My mother was the senior wife. There was a time when I was so pleased with myself that I was the daughter of the most important of the wives. She paid the workers their wages and held the keys to the store; she ordered the provisions and hired the servants; it was she who had the authority to decide which of the women should cook for my father, or travel with him when he went away on business. I found there was nobody to help me. My grandmother shared her daughter’s fears. Even my father would not confront my mother, for she was older than him in years.
* * *
I
was sitting outside our house on a stool with my tray on the ground before me, preparing ogere to sell in the market, wrapping the balls of fermented sesame seeds in leaves and tying the packages with raffia. I used to make the ogere myself, standing over the pot, stirring the seeds which boiled for the whole day. Then I would spread them out on rice bags and lay heavy rocks on top of them. After three days, I pounded the fermenting seeds into a paste with my pestle and mortar.
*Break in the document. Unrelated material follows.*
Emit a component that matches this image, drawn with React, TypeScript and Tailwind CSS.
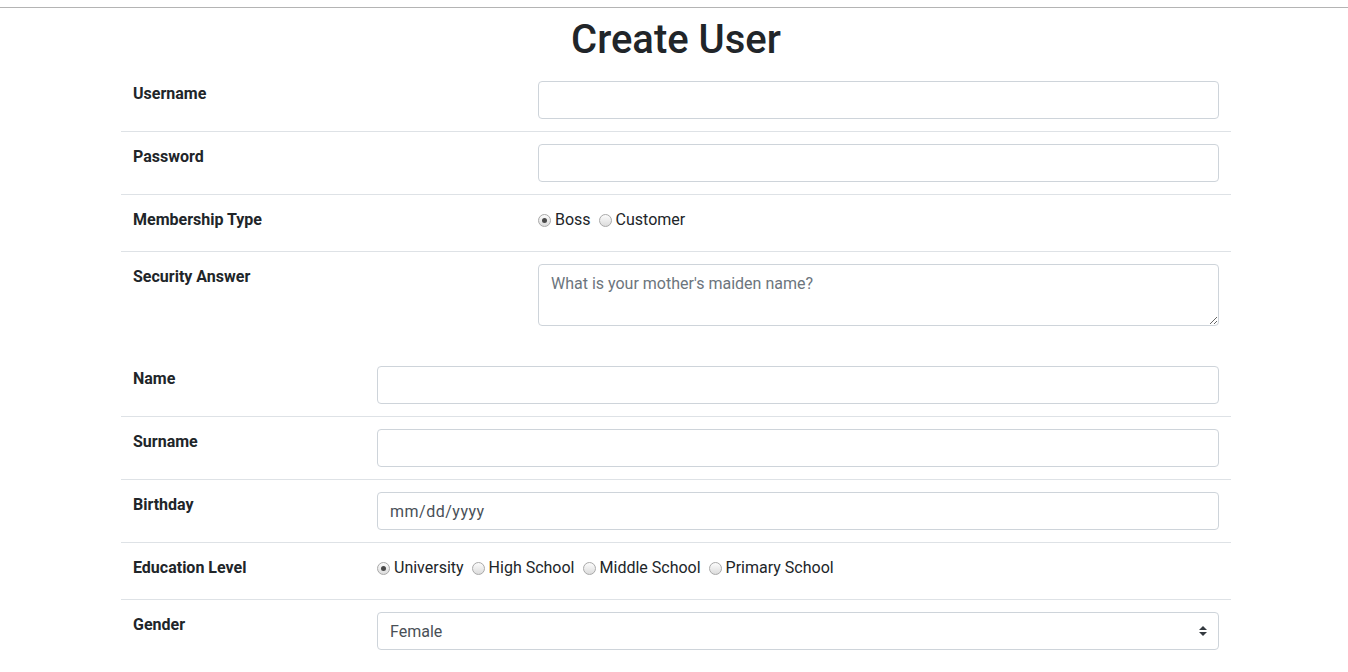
import React from 'react';

const inputCls =
  'block w-full h-[38px] rounded-[4px] border border-[#ced4da] bg-white px-3 pt-[7px] pb-[5px] text-base leading-6 text-[#495057] outline-none';

const Radio: React.FC<{ label: string; checked?: boolean }> = ({ label, checked }) => (
  <label className="mr-[8px] flex items-center">
    <span className="mr-[4px] flex h-[13px] w-[13px] items-center justify-center rounded-full border border-[#a9a9a9] bg-gradient-to-b from-[#fcfcfc] to-[#dcdcdc]">
      {checked && <span className="h-[5px] w-[5px] rounded-full bg-[#4a4a4a]" />}
    </span>
    <span>{label}</span>
  </label>
);

const Row: React.FC<{ label: string; labelWidth: string; children: React.ReactNode; radio?: boolean }> = ({
  label,
  labelWidth,
  children,
  radio,
}) => (
  <div className="flex">
    <div className={`${labelWidth} shrink-0 px-3 pt-[13px] font-bold leading-6`}>{label}</div>
    <div className={`flex-1 px-3 ${radio ? 'pt-[13px] pb-[19px]' : 'pt-3 pb-3'}`}>{children}</div>
  </div>
);

export default function App() {
  return (
    <div
      className="h-screen overflow-hidden bg-white text-base leading-6 text-[#212529]"
      style={{ fontFamily: 'Roboto, "Liberation Sans", sans-serif' }}
    >
      <div className="h-[7px]" />
      <div className="h-px bg-[#b4b4b4]" />
      <div className="ml-[121px] w-[1110px]">
        <h1 className="mt-[8px] mb-[5px] text-center text-[40px] font-medium leading-[48px]">Create User</h1>

        {/* account */}
        <div className="mb-4 divide-y divide-[#dee2e6]">
          <Row label="Username" labelWidth="w-[405px]">
            <input type="text" className={inputCls} />
          </Row>
          <Row label="Password" labelWidth="w-[405px]">
            <input type="password" className={inputCls} />
          </Row>
          <Row label="Membership Type" labelWidth="w-[405px]" radio>
            <div className="flex">
              <Radio label="Boss" checked />
              <Radio label="Customer" />
            </div>
          </Row>
          <Row label="Security Answer" labelWidth="w-[405px]">
            <textarea
              rows={2}
              placeholder="What is your mother's maiden name?"
              className="block h-[62px] w-full rounded-[4px] border border-[#ced4da] px-3 pt-[7px] pb-[5px] text-base leading-6 text-[#495057] outline-none placeholder:text-[#6c757d]"
            />
          </Row>
        </div>

        {/* personal */}
        <div className="divide-y divide-[#dee2e6]">
          <Row label="Name" labelWidth="w-[244px]">
            <input type="text" className={inputCls} />
          </Row>
          <Row label="Surname" labelWidth="w-[244px]">
            <input type="text" className={inputCls} />
          </Row>
          <Row label="Birthday" labelWidth="w-[244px]">
            <div className={`${inputCls} tracking-[0.5px]`}>mm/dd/yyyy</div>
          </Row>
          <Row label="Education Level" labelWidth="w-[244px]" radio>
            <div className="flex">
              <Radio label="University" checked />
              <Radio label="High School" />
              <Radio label="Middle School" />
              <Radio label="Primary School" />
            </div>
          </Row>
          <Row label="Gender" labelWidth="w-[244px]">
            <div className="relative">
              <select defaultValue="Female" className={`${inputCls} appearance-none pr-8`}>
                <option>Female</option>
                <option>Male</option>
              </select>
              <svg
                className="pointer-events-none absolute right-3 top-[14px]"
                width="8"
                height="10"
                viewBox="0 0 4 5"
              >
                <path fill="#343a40" d="M2 0L0 2h4zm0 5L0 3h4z" />
              </svg>
            </div>
          </Row>
        </div>
      </div>
    </div>
  );
}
Ogere tastes good, but you know how bad it smells. That’s why we never cook it inside the house. Always on the three-stone fire in the yard. At that time it seemed a good job for me. I smelled so bad anyway.
Those days my chest felt bruised. I was growing breasts, though I didn’t know it. Your uncle saw me. And he knew what he saw. And he stopped and talked to me nicely for a while. I watched him walk away, swinging his prayer beads in his hand, his body outlined by the wind beneath his white gown, and I let my imagination follow him down the street. I saw the power of his shoulders, the strength of his arms and the narrowness of his waist. I did not notice the weakness in the line of his jaw. The next day he came back with a gift: a bowl of scented roseapples. He ate one, and afterwards he handed me an apple and had me eat it. But with every bite I took all I tasted was the raw ogere, it overpowered the sweet fruit and made me nauseous. Your uncle appeared not to notice. I saw a man who was kind to me, and I saw the way to free myself from my mother. I ran from the smoke straight into the fire.
There’s not much more to tell. It’s a true story. You never knew my name was Yankay, the firstborn. That I was once a twin. That I had a brother Alusani, the other half of my soul. Or that I grew jealous of him and longed for my mother to look at me, without knowing what it was I wished for. And how I watched a man with skin like the shadows of the moon collecting the souls of lost children in the forest.
One day you married one of these men and brought him home. As soon as I saw him so close I could not help myself. I reached out my hand and I touched his skin. And it was warm, so warm — not cold like sea water. But I made you ashamed and afterwards I heard you whispering, making apologies for me you thought I was too deaf to hear.